My youngest is twenty-three now,
living at home and studying to be a paramedic. I still read him chapters after
I’ve written them to see what he thinks. Try to keep the kids involved and part
of the process. Incorporate their suggestions where you can. I’ve had input from each of my sons that have
prompted me to rewrite a chapter or section of a book. And the writing was
better for it.
What advice would you offer to
beginning writers?
I think I’ve learned some of my most
valuable tips at writing conferences. If you can attend a conference… do it. I
love teaching fiction—and if you’re like me—actually hearing someone explain a
technique helps you learn faster and better.
If you are a Christian—and you’re writing for Christians—watch your walk. Be the real deal. Don’t cut short your time with God so that you can write.

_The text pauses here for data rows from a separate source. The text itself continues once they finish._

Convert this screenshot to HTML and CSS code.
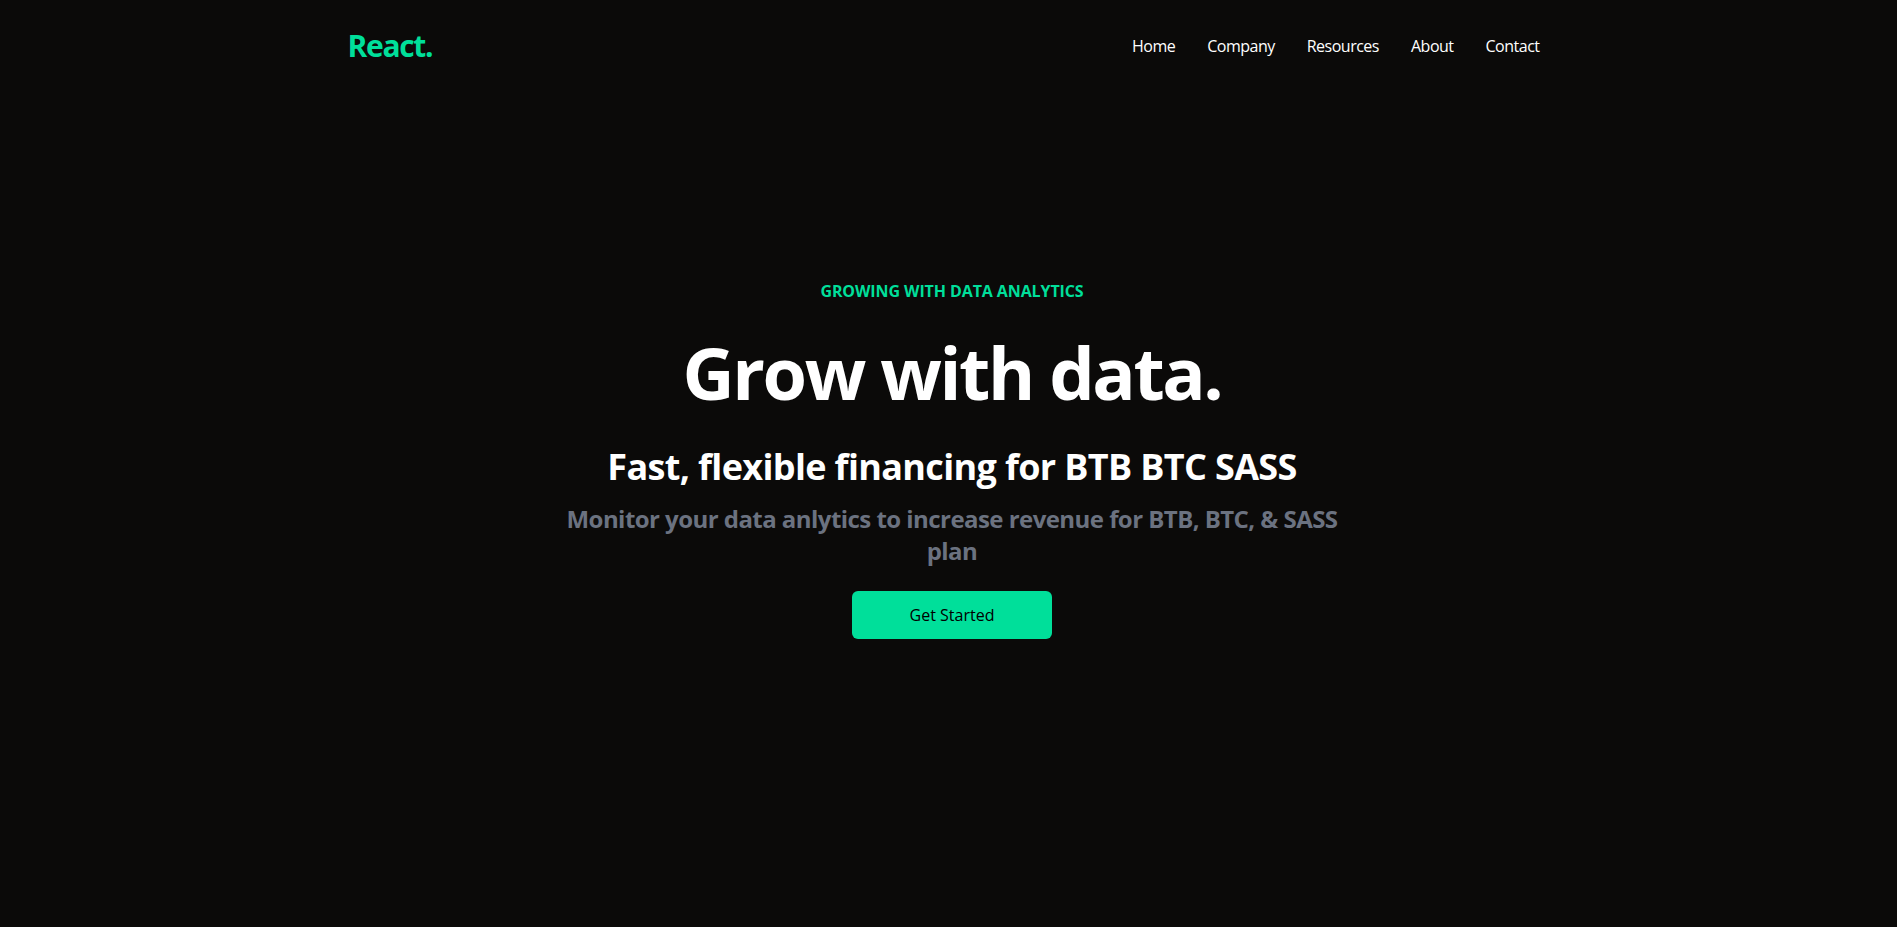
FILE: index.html
```html
<!DOCTYPE html>
<html lang="en">
<head>
<meta charset="utf-8">
<title>React.</title>
<link rel="stylesheet" href="styles.css">
</head>
<body>
<header class="navbar">
  <h1 class="logo">React.</h1>
  <ul class="nav-links">
    <li>Home</li>
    <li>Company</li>
    <li>Resources</li>
    <li>About</li>
    <li>Contact</li>
  </ul>
</header>
<section class="hero">
  <p class="eyebrow">GROWING WITH DATA ANALYTICS</p>
  <h1 class="title">Grow with data.</h1>
  <div class="sub-wrap">
    <p class="sub">Fast, flexible financing for BTB BTC SASS</p>
  </div>
  <p class="desc">Monitor your data anlytics to increase revenue for BTB, BTC, &amp; SASS plan</p>
  <button class="cta">Get Started</button>
</section>
</body>
</html>
```
FILE: styles.css
```css
* { box-sizing: border-box; }
html, body {
  margin: 0;
  padding: 0;
}
body {
  background: #0b0a09;
  color: #fff;
  font-family: "Open Sans", "Noto Sans", sans-serif;
  overflow: hidden;
  padding-left: 7px;
}
.navbar {
  display: flex;
  justify-content: space-between;
  align-items: center;
  height: 96px;
  max-width: 1240px;
  margin: 0 auto;
  padding: 0 16.5px 5px 15.5px;
  position: relative;
  z-index: 1;
}
.logo {
  margin: 0;
  font-size: 30px;
  line-height: 36px;
  font-weight: 700;
  color: #00df9a;
  letter-spacing: -1.3px;
}
.nav-links {
  display: flex;
  list-style: none;
  margin: 0;
  padding: 0;
}
.nav-links li {
  padding: 16px;
  font-size: 16px;
  line-height: 24px;
  letter-spacing: -0.5px;
}
.hero {
  max-width: 800px;
  width: 100%;
  height: 927px;
  margin: -96px auto 0;
  padding-top: 6px;
  text-align: center;
  display: flex;
  flex-direction: column;
  justify-content: center;
}
.eyebrow {
  margin: 0;
  padding: 8px;
  color: #00df9a;
  font-weight: 700;
  font-size: 16px;
  line-height: 24px;
  letter-spacing: -0.1px;
}
.title {
  margin: 0;
  padding: 25px 0 23px;
  font-size: 72px;
  line-height: 72px;
  font-weight: 700;
  letter-spacing: -2.4px;
}
.sub-wrap {
  display: flex;
  justify-content: center;
  align-items: center;
}
.sub {
  margin: 0;
  padding: 16px 0;
  font-size: 36px;
  line-height: 40px;
  font-weight: 700;
  letter-spacing: -0.65px;
}
.desc {
  margin: 0;
  font-size: 24px;
  line-height: 32px;
  font-weight: 700;
  color: #6b7280;
  letter-spacing: -0.55px;
}
.cta {
  display: block;
  width: 200px;
  margin: 24px auto;
  padding: 12px 0;
  border: none;
  border-radius: 6px;
  background: #00df9a;
  color: #000;
  font-family: inherit;
  font-size: 16px;
  line-height: 24px;
  font-weight: 500;
}
```
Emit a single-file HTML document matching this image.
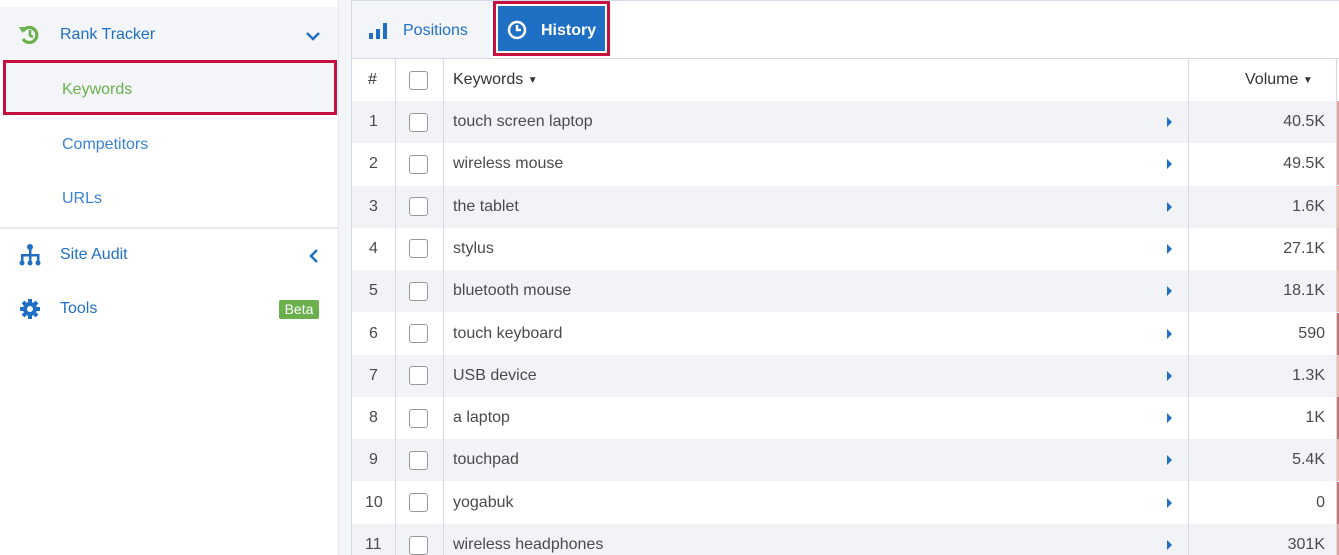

Don’t be discouraged. If this is
part of God’s purpose for your life, then you can be sure he is going to help.
And if he’s helping you—that’s a good thing. I’m always praying he infuses my
writing with his power.
Keep writing. Have credible people
read it and give you feedback. Often a writer’s
conference will offer a critique of part of your manuscript. This can be hard,
but I learned some valuable lessons this way.
And if your passion is for
fiction—don’t discount want you’re doing. Stories are powerful. They can
convict, instruct, inspire, and encourage people more effectively than
non-fiction many times. Keep learning so you can tell your story in the most
compelling way.
Thank you, Tim! Your words will be
an encouragement to all our readers.